Depuis plusieurs décennies la Turquie ne reconnait pas les frontières maritimes de la mer Égée. D’abord, la Grèce dispose de toutes les îles de la mer Égée, à l’exception de seulement deux, qu’elle reçoit suite à la guerre des Balkans et à la Seconde Guerre mondiale. La situation de certaines îles dérange puisque leur emplacement rend le partage de souveraineté injuste aux yeux de la Turquie. Le contentieux gréco-turc en mer Égée est le principal point de tension entre les deux pays depuis 1970, et a mené à des crises marquées par le rapprochement d’affrontements militaires en 1987 et en 1996.

Les gisements d’hydrocarbures, qu’on y découvre à la fin des années 2000, sont la cause de la question complexe des frontières entre la Grèce et la Turquie. La Grèce, Chypre et Israël se sont entendus début 2020 pour établir un projet de gazoduc avec le soutien de la Commission européenne, avec l’objectif qu’il desserve l’Europe directement sans dépendre de la Turquie. Ankara risque donc un isolement en matière énergétique concernant les ressources sous-marines de mer Égée, mais également un isolement diplomatique. En effet, l’Union européenne a soutenu la Grèce face à la Turquie, comme bon nombre de ses pays membres : la France et l’Italie lui apportent des aides militaires.

La Turquie riposte avec sa doctrine de la « patrie bleue » (Mavi Vatan), selon laquelle les îles ne donnent pas droit à une Zone économique exclusive et avec laquelle la Turquie se permet d’empiéter sur les eaux grecques et chypriotes. Les Turcs n’ont pas ratifié la Convention de Montego Bay sur le droit de la mer et ne reconnaissent pas les frontières de la ZEE qui lui est attribuée, ils prétendent alors tracer leur propre frontière, et envahissent régulièrement les eaux turques.

La question chypriote dans le contentieux gréco-turc

Chypre fait partie du contentieux qui oppose la Grèce et la Turquie depuis les années 1950. Les Chypriotes grecs sont majoritaires sur l’île (ils représentent environ 80% de sa population), et les Turcs craignent que Chypre ne soit rattachée à la Grèce. Un compromis est adopté en 1960 : Chypre devient un État indépendant, les troupes grecques et turques restent sur l’île pour protéger leurs communautés, qui sont victimes de violences et de déplacements. En 1974, un coup d’État manqué avait pour objectif l’Enosis (le rattachement de Chypre à la Grèce), les tensions sont ravivées sur l’île avec notamment une augmentation de la présence des troupes turques. En 1983, la République turque de Chypre du Nord est proclamée mais elle n’est reconnue que par la Turquie.

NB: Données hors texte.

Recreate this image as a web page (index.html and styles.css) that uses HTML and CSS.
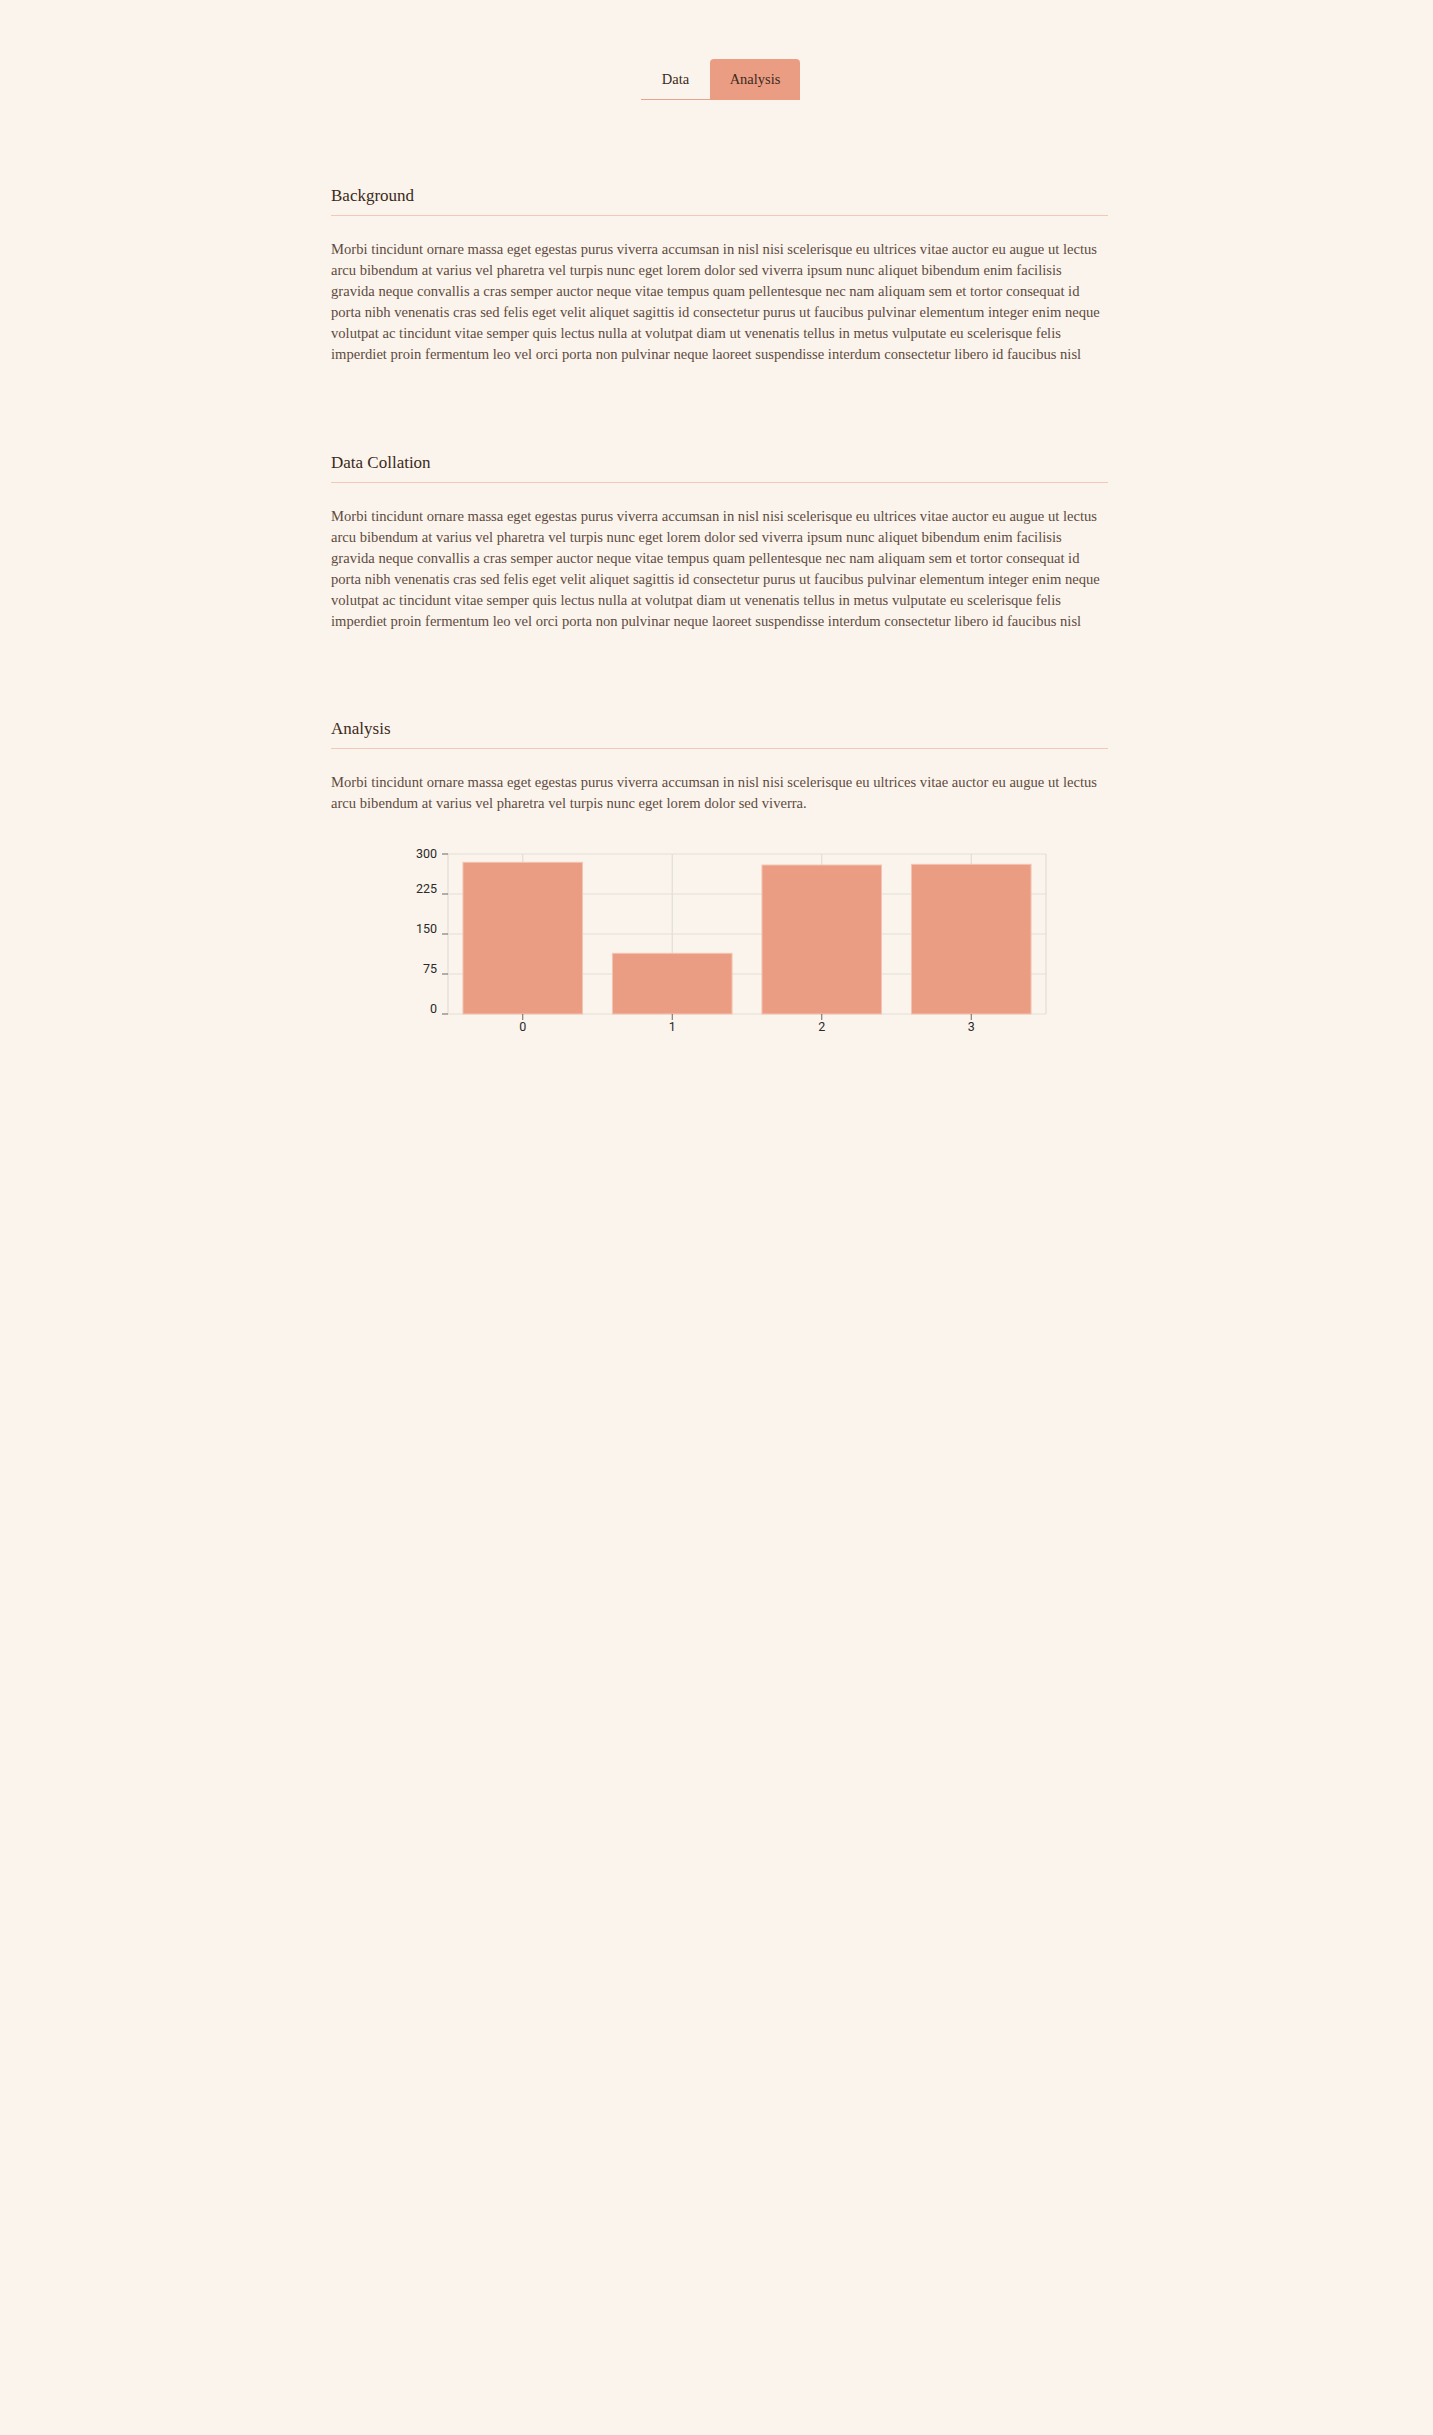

Au début des années 2000, les deux pays sont prêts à se soumettre à des compromis – malgré les différends qui les opposent depuis plusieurs décennies, voire siècles – dans un objectif d’adhésion à l’Union européenne. Ainsi la Turquie ne peut plus menacer d’annexer la partie nord de l’île, et la Grèce semble disposée à s’entendre avec Ankara.

On reproche à la Turquie, lorsqu’elle est candidate pour intégrer l’Union européenne, d’occuper un des États membres de l’Union. En effet la république de Chypre englobe en principe l’île entière et elle est intégrée à l’Union européenne en 2004, alors que la Turquie reconnait la République chypriote turque et occupe du point de vue européen une partie de l’île sur laquelle les chypriotes sont souverains. Les défenseurs de l’inclusion de la Turquie à l’Union européenne soutiennent que cette annexion était le seul choix de la Turquie face à la menace de l’Enosis. Ils soulignent également que le pouvoir turc cherche des solutions. En 2004, les Nations unies proposent la création d’une république unie de Chypre constituée de deux États autonomes : un État grec au sud et un État turc au nord, qui serait gouverné par intermittence.

L’ONU prévoit que le chef de l’État soit turc quand le vice-président est grec et alternativement, elle propose aussi une Cour Suprême composée de membres des deux États et d’étrangers. Mais lors du référendum, les Chypriotes grecs rejettent majoritairement ce plan de réunification des Nations unies alors que les Chypriotes turcs votent en sa faveur. Michel Rocard souligne que « le fait que l’échec de ce plan soit venu de la communauté grecque, qui a voté non, rend difficile à la Turquie d’accepter de nouveaux sacrifices dans la négociation d’un autre compromis ». Ainsi la Turquie s’éloigne à la fois de sa volonté passée d’intégrer l’Union européenne, en même temps qu’elle semble de moins en moins disposée à discuter avec la Grèce.